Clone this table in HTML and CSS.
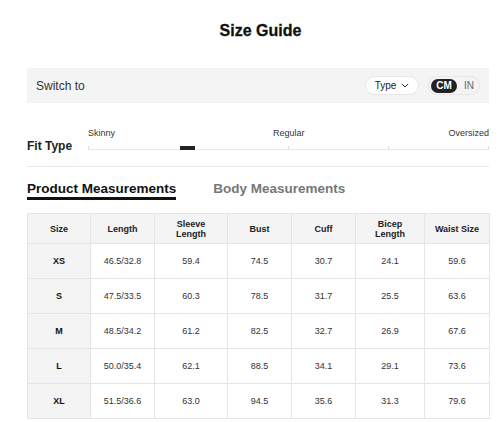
FILE: index.html
```html
<!DOCTYPE html>
<html>
<head>
<meta charset="utf-8">
<link rel="stylesheet" href="styles.css">
</head>
<body>
<div class="guide">
  <h1 class="title">Size Guide</h1>
  <div class="switch-bar">
    <span class="switch-label">Switch to</span>
    <div class="switch-controls">
      <div class="type-pill">Type
        <svg class="chev" width="8" height="5" viewBox="0 0 8 5"><path d="M0.8 0.8 L4 4 L7.2 0.8" fill="none" stroke="#333" stroke-width="1"/></svg>
      </div>
      <div class="unit-toggle">
        <span class="unit active">CM</span>
        <span class="unit">IN</span>
      </div>
    </div>
  </div>

  <div class="fit-row">
    <div class="fit-label">Fit Type</div>
    <div class="fit-slider">
      <div class="fit-names">
        <span>Skinny</span>
        <span>Regular</span>
        <span class="last">Oversized</span>
      </div>
      <div class="fit-track">
        <span class="tick t0"></span>
        <span class="tick t1"></span>
        <span class="tick t2"></span>
        <span class="tick t3"></span>
        <span class="fit-marker"></span>
      </div>
    </div>
  </div>

  <div class="tabs">
    <span class="tab active">Product Measurements</span>
    <span class="tab">Body Measurements</span>
  </div>

  <table class="sizes">
    <colgroup>
      <col style="width:63px"><col style="width:64px"><col style="width:73px"><col style="width:64px"><col style="width:64px"><col style="width:69px"><col style="width:65px">
    </colgroup>
    <thead>
      <tr><th>Size</th><th>Length</th><th>Sleeve<br>Length</th><th>Bust</th><th>Cuff</th><th>Bicep<br>Length</th><th>Waist Size</th></tr>
    </thead>
    <tbody>
      <tr><td class="sz">XS</td><td>46.5/32.8</td><td>59.4</td><td>74.5</td><td>30.7</td><td>24.1</td><td>59.6</td></tr>
      <tr><td class="sz">S</td><td>47.5/33.5</td><td>60.3</td><td>78.5</td><td>31.7</td><td>25.5</td><td>63.6</td></tr>
      <tr><td class="sz">M</td><td>48.5/34.2</td><td>61.2</td><td>82.5</td><td>32.7</td><td>26.9</td><td>67.6</td></tr>
      <tr><td class="sz">L</td><td>50.0/35.4</td><td>62.1</td><td>88.5</td><td>34.1</td><td>29.1</td><td>73.6</td></tr>
      <tr><td class="sz">XL</td><td>51.5/36.6</td><td>63.0</td><td>94.5</td><td>35.6</td><td>31.3</td><td>79.6</td></tr>
    </tbody>
  </table>
</div>
</body>
</html>
```

FILE: styles.css
```css
* { box-sizing: border-box; }
html, body { margin: 0; padding: 0; background: #fff; }
body { font-family: "Liberation Sans", Arial, sans-serif; color: #222; }

.guide {
  width: 462px;
  margin-left: 27px;
}

.title {
  margin: 21px 0 0;
  height: 20px;
  line-height: 20px;
  font-size: 16px;
  font-weight: 700;
  text-align: center;
  color: #111;
  padding-left: 5px;
  -webkit-text-stroke: 0.3px #111;
}

.switch-bar {
  margin-top: 27px;
  height: 35px;
  background: #f4f4f4;
  display: flex;
  align-items: center;
  justify-content: space-between;
  padding: 0 9px;
}
.switch-label { font-size: 12px; color: #333; }
.switch-controls { display: flex; align-items: center; gap: 9px; }

.type-pill {
  width: 54px;
  height: 19px;
  border: 1px solid #e6e6e6;
  border-radius: 10px;
  background: #fff;
  display: flex;
  align-items: center;
  justify-content: center;
  gap: 5px;
  font-size: 10px;
  color: #222;
}
.chev { display: block; }

.unit-toggle {
  width: 52px;
  height: 19px;
  border: 1px solid #e6e6e6;
  border-radius: 10px;
  background: #f4f4f4;
  display: flex;
  align-items: center;
  padding: 0 2px;
  gap: 4px;
}
.unit {
  font-size: 10px;
  color: #666;
  height: 14px;
  line-height: 14px;
  padding: 0 3px;
}
.unit.active {
  width: 26px;
  text-align: center;
  background: #222;
  color: #fff;
  font-weight: 700;
  border-radius: 7px;
}

.fit-row {
  margin-top: 25px;
  display: flex;
  align-items: flex-end;
  padding-bottom: 16px;
  border-bottom: 1px solid #e8e8e8;
}
.fit-label {
  width: 61px;
  font-size: 12px;
  font-weight: 700;
  color: #222;
  line-height: 14px;
  margin-bottom: -3px;
}
.fit-slider { flex: 1; }
.fit-names {
  display: grid;
  grid-template-columns: 185px auto 1fr;
  font-size: 9px;
  line-height: 11px;
  color: #333;
}
.fit-names .last { justify-self: end; }
.fit-track {
  position: relative;
  height: 11px;
  border-bottom: 1px solid #e8e8e8;
}
.tick {
  position: absolute;
  bottom: 0;
  width: 1px;
  height: 3px;
  background: #ddd;
}
.t0 { left: 0; }
.t1 { left: 200px; }
.t2 { left: 300px; }
.t3 { right: 0; }
.fit-marker {
  position: absolute;
  left: 92px;
  bottom: -1px;
  width: 15px;
  height: 4px;
  background: #222;
}

.tabs {
  margin-top: 14px;
  display: flex;
  gap: 37px;
  align-items: flex-start;
}
.tab {
  font-size: 13.5px;
  font-weight: 700;
  color: #777;
  line-height: 16px;
  padding-bottom: 0;
}
.tab.active {
  color: #111;
  border-bottom: 3px solid #111;
}

.sizes {
  margin-top: 13px;
  width: 462px;
  border-collapse: collapse;
  table-layout: fixed;
  font-size: 9px;
}
.sizes th, .sizes td {
  border: 1px solid #e5e5e5;
  text-align: center;
  padding: 0 2px;
}
.sizes th {
  height: 30px;
  background: #f4f4f4;
  font-weight: 700;
  color: #222;
  line-height: 10px;
}
.sizes td {
  height: 35px;
  color: #333;
}
.sizes td.sz {
  background: #f4f4f4;
  font-weight: 700;
  color: #111;
}
```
******
Within the listing above, copy each line that has the string "table".

Clone this table in HTML and CSS.
  <table class="sizes">
  </table>
  table-layout: fixed;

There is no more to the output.